▶ **EXERCISE INSTRUCTIONS**
Output the data below in full, character for character.

- - - - - - -

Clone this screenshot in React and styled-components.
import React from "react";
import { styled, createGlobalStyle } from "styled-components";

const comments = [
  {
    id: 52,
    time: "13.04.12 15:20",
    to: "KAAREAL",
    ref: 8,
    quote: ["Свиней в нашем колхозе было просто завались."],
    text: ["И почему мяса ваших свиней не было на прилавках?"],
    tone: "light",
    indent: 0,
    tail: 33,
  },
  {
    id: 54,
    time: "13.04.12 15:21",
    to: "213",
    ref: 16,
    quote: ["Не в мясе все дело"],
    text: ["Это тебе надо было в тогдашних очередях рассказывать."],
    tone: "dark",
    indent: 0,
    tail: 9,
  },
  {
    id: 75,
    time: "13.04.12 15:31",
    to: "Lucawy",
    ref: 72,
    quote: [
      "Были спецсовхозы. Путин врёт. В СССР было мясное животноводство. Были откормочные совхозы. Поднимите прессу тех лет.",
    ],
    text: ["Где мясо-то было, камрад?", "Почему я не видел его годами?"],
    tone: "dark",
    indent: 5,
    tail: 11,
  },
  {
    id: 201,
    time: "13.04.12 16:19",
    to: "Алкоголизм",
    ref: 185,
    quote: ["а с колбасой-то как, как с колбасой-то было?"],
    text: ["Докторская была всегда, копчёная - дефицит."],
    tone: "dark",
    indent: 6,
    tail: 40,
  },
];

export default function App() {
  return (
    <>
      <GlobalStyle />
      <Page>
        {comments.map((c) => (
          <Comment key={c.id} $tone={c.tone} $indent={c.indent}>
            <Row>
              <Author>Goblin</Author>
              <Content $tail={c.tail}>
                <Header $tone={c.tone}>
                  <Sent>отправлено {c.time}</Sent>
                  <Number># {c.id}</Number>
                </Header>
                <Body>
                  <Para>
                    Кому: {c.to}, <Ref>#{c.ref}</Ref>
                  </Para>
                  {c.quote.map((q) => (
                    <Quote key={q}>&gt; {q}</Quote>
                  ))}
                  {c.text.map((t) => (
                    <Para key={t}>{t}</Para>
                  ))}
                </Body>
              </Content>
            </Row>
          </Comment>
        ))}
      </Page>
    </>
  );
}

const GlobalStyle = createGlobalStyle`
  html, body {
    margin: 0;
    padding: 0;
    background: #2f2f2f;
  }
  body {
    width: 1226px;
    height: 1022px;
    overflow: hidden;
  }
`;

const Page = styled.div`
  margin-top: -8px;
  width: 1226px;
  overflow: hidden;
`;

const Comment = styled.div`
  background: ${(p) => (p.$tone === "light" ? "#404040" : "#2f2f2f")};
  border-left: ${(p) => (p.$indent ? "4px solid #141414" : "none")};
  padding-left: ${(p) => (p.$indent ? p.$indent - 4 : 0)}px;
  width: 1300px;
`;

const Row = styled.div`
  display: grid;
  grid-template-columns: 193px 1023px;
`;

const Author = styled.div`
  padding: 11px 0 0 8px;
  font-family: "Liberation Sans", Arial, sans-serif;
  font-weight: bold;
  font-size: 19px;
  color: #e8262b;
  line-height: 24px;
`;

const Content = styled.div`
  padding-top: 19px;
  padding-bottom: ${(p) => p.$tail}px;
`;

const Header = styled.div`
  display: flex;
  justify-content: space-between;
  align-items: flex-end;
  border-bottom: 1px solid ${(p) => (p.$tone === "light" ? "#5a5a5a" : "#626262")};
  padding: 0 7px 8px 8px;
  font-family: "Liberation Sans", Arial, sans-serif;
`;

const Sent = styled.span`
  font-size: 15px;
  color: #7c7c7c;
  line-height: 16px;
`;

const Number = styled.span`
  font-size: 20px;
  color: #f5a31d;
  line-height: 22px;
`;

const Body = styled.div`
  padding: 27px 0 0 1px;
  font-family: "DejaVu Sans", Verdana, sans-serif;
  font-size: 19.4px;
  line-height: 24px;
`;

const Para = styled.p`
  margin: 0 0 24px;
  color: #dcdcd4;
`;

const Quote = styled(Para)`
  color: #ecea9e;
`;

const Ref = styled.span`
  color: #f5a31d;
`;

- - - - - - -

▶ **WRITTEN REPLY**
Clone this screenshot in React and styled-components.
import React from "react";
import { styled, createGlobalStyle } from "styled-components";

const comments = [
  {
    id: 52,
    time: "13.04.12 15:20",
    to: "KAAREAL",
    ref: 8,
    quote: ["Свиней в нашем колхозе было просто завались."],
    text: ["И почему мяса ваших свиней не было на прилавках?"],
    tone: "light",
    indent: 0,
    tail: 33,
  },
  {
    id: 54,
    time: "13.04.12 15:21",
    to: "213",
    ref: 16,
    quote: ["Не в мясе все дело"],
    text: ["Это тебе надо было в тогдашних очередях рассказывать."],
    tone: "dark",
    indent: 0,
    tail: 9,
  },
  {
    id: 75,
    time: "13.04.12 15:31",
    to: "Lucawy",
    ref: 72,
    quote: [
      "Были спецсовхозы. Путин врёт. В СССР было мясное животноводство. Были откормочные совхозы. Поднимите прессу тех лет.",
    ],
    text: ["Где мясо-то было, камрад?", "Почему я не видел его годами?"],
    tone: "dark",
    indent: 5,
    tail: 11,
  },
  {
    id: 201,
    time: "13.04.12 16:19",
    to: "Алкоголизм",
    ref: 185,
    quote: ["а с колбасой-то как, как с колбасой-то было?"],
    text: ["Докторская была всегда, копчёная - дефицит."],
    tone: "dark",
    indent: 6,
    tail: 40,
  },
];

export default function App() {
  return (
    <>
      <GlobalStyle />
      <Page>
        {comments.map((c) => (
          <Comment key={c.id} $tone={c.tone} $indent={c.indent}>
            <Row>
              <Author>Goblin</Author>
              <Content $tail={c.tail}>
                <Header $tone={c.tone}>
                  <Sent>отправлено {c.time}</Sent>
                  <Number># {c.id}</Number>
                </Header>
                <Body>
                  <Para>
                    Кому: {c.to}, <Ref>#{c.ref}</Ref>
                  </Para>
                  {c.quote.map((q) => (
                    <Quote key={q}>&gt; {q}</Quote>
                  ))}
                  {c.text.map((t) => (
                    <Para key={t}>{t}</Para>
                  ))}
                </Body>
              </Content>
            </Row>
          </Comment>
        ))}
      </Page>
    </>
  );
}

const GlobalStyle = createGlobalStyle`
  html, body {
    margin: 0;
    padding: 0;
    background: #2f2f2f;
  }
  body {
    width: 1226px;
    height: 1022px;
    overflow: hidden;
  }
`;

const Page = styled.div`
  margin-top: -8px;
  width: 1226px;
  overflow: hidden;
`;

const Comment = styled.div`
  background: ${(p) => (p.$tone === "light" ? "#404040" : "#2f2f2f")};
  border-left: ${(p) => (p.$indent ? "4px solid #141414" : "none")};
  padding-left: ${(p) => (p.$indent ? p.$indent - 4 : 0)}px;
  width: 1300px;
`;

const Row = styled.div`
  display: grid;
  grid-template-columns: 193px 1023px;
`;

const Author = styled.div`
  padding: 11px 0 0 8px;
  font-family: "Liberation Sans", Arial, sans-serif;
  font-weight: bold;
  font-size: 19px;
  color: #e8262b;
  line-height: 24px;
`;

const Content = styled.div`
  padding-top: 19px;
  padding-bottom: ${(p) => p.$tail}px;
`;

const Header = styled.div`
  display: flex;
  justify-content: space-between;
  align-items: flex-end;
  border-bottom: 1px solid ${(p) => (p.$tone === "light" ? "#5a5a5a" : "#626262")};
  padding: 0 7px 8px 8px;
  font-family: "Liberation Sans", Arial, sans-serif;
`;

const Sent = styled.span`
  font-size: 15px;
  color: #7c7c7c;
  line-height: 16px;
`;

const Number = styled.span`
  font-size: 20px;
  color: #f5a31d;
  line-height: 22px;
`;

const Body = styled.div`
  padding: 27px 0 0 1px;
  font-family: "DejaVu Sans", Verdana, sans-serif;
  font-size: 19.4px;
  line-height: 24px;
`;

const Para = styled.p`
  margin: 0 0 24px;
  color: #dcdcd4;
`;

const Quote = styled(Para)`
  color: #ecea9e;
`;

const Ref = styled.span`
  color: #f5a31d;
`;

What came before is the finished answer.